Cette collocation est liée à l'histoire de l'entreprise américaine UFCO, United Fruit Company, qui, à la fin du 19ème siècle, a commencé l'exploitation des fruits et, en particulier de la banane, dans plusieurs pays d'Amérique centrale. Ce furent, tour à tour, le Costa Rica, Cuba, le Nicaragua, le Panama, et surtout le Guatemala, où fut installé le siège de l'entreprise, qui devinrent les cibles d'exploitation de l'UFCO.
L'origine de l'ingérance systématique est née au Guatemala, lorsqu'en 1944, les guatelmatèques décidèrent d'élire un socialiste, Juan Jose Arevalo Bermej, dont l'une des premières décisions fut d'exproprier l'UFCO, pour rendre les terres aux paysans sans terre. Contrariée par cette décision qui prive l'entreprise de ses énormes bénéfices, les dirigeants s'en remettent au gouvernement américain et, dix ans plus tard, la CIA, sous l'impulsion du secrétaire d'état John Foster Dulles, fomente un coup d'état, renverse Arevalo et place à la tête du Guatemala, un politicien fantoche à la solde du pouvoir américain, Carlos Castillas Armalas. L'UFCO retrouve ses prérogatives. Le concept de république bananière est né et va progressivement s'étendre à une grande partie de l'Amérique latine.
Lorsque, entre autres exemples, en 1973, sous la houlette du secrétaire d'état Kissinger, curieusement récompensé la même année du prix Nobel de la paix, la CIA organise le renversement et l'assassinat de Salvador Allende, président démocratiquement élu, pour le remplacer par le sinistre dictateur Augusto Pinochet, nous sommes dans l'extension du phénomène de république bananière. En d'autres termes, les Etats-Unis, chaque fois que les intérêts commerciaux et financiers d'une multinationale américaine ont été menacés, n'ont jamais hésité à susciter les dictatures et le fascisme pour les mettre à l'abri des régimes démocratiques. L'expression "république bananière" est donc associée à la manipulation de la démocratie à des fins partisanes ou personnelles.

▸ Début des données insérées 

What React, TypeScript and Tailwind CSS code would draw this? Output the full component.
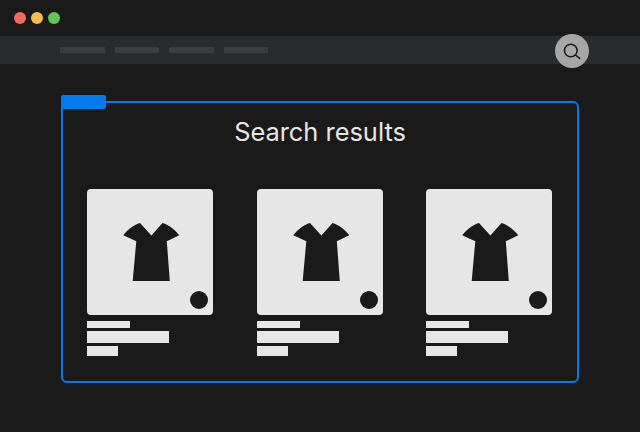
const navItems = [0, 1, 2, 3];
const products = [0, 1, 2];

function ProductCard() {
  return (
    <div className="w-[126px]">
      <div className="relative h-[126px] w-[126px] rounded-[4px] bg-[#e6e6e6]">
        <svg className="h-full w-full" viewBox="0 0 126 126" fill="#1a1a1a">
          <path d="M36.3 46.3C40.5 40.5 46.5 36 53 34L64.4 46.5L75.5 34C82 36 88 40.5 92.3 46.3L79.8 52.3L82.8 92H45.7L49.3 52.3Z" />
        </svg>
        <div className="absolute right-[5px] bottom-[6px] h-[18px] w-[18px] rounded-full bg-[#1a1a1a]" />
      </div>
      <div className="mt-[6px] h-[7px] w-[43px] bg-[#e6e6e6]" />
      <div className="mt-[3px] h-[12px] w-[82px] bg-[#e6e6e6]" />
      <div className="mt-[3px] h-[10px] w-[31px] bg-[#e6e6e6]" />
    </div>
  );
}

export default function App() {
  return (
    <div className="relative h-[432px] w-[640px] overflow-hidden bg-[#1a1a1a] font-['Inter',sans-serif]">
      <div className="flex h-9 items-center gap-[4.4px] pl-[13.7px]">
        <span className="h-[12.6px] w-[12.6px] rounded-full bg-[#f1695f]" />
        <span className="h-[12.6px] w-[12.6px] rounded-full bg-[#f6bd4f]" />
        <span className="h-[12.6px] w-[12.6px] rounded-full bg-[#62c554]" />
      </div>

      <div className="relative flex h-7 items-center gap-[10px] bg-[#2a2b2d] pl-[60px]">
        {navItems.map(i => (
          <div key={i} className="h-[6px] w-[44.5px] bg-[#3c3d3f]" />
        ))}
        <button className="absolute top-[-2px] left-[555px] flex h-[34px] w-[34px] items-center justify-center rounded-full bg-[#a6a6a6]">
          <svg className="h-[20px] w-[20px]" viewBox="0 0 20 20" fill="none" stroke="#1a1a1a" strokeWidth="1.6" strokeLinecap="round">
            <circle cx="8.8" cy="9.5" r="6.3" />
            <path d="M13.5 14L17.6 17.4" />
          </svg>
        </button>
      </div>

      <div className="relative mt-[37px] ml-[61px] h-[282px] w-[518px] rounded-[6px] border-2 border-[#0a7ae8] px-[24px]">
        <div className="absolute top-[-8px] left-[-2px] h-[14px] w-[45px] rounded-[2px] bg-[#007bf0]" />
        <h1 className="mt-[12px] text-center text-[25.4px] leading-[34px] font-normal text-[#e6e6e6]">Search results</h1>
        <div className="mt-[40px] flex gap-[43.6px]">
          {products.map(i => (
            <ProductCard key={i} />
          ))}
        </div>
      </div>
    </div>
  );
}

Le concept a voyagé dans le temps et dans l'espace et concerne tous les comportements politiques qui privilégient les intérêts d'un groupe restreint aux dépens d'une majorité. La démocratie est considérablement affaiblie par ces pratiques moyenâgeuses qui ont largement atteint non seulement l'Europe occidentale dans son ensemble, mais aussi la République française. Qu'un président de la République ait pu cacher l'existence d'une fille illégitime avec la complicité objective d'une partie de la presse, qu'il l'ait installée avec sa mère dans un des palais de la République, qu'il ait fait mettre sur écoute plusieurs personnalités, dont un journaliste que nous apprécions pour son talent et sa personnalité, sans avoir jamais consulté ni son gouvernement, ni le parlement, tout ceci relève du concept de république bananière.
Qu'un de ses successeurs ait choisi de faire embaucher une de ses protégées par l'AFP, alors qu'elle n'était pas plus journaliste que la reine d'Angleterre, relève également du même concept. Qu'un autre successeur pratique une collusion permanente et extrêmement choquante entre pouvoir politique et intérêts financiers privés, qu'il veuille intervenir sur tout à tort et à travers, qu'il confonde le résultat d'une élection présidentielle, fût-elle majoritaire, avec le choix permanent de l'article 16 de la constitution du 4 octobre 1958 qui confère les pleins pouvoirs, tout ceci relève du concept de république bananière. Outre les généraux Tapioca et Alcazar des aventures de Tintin, on voit mal qui pourrait servir de modèle et de référence à tous ces petits commis de l'histoire.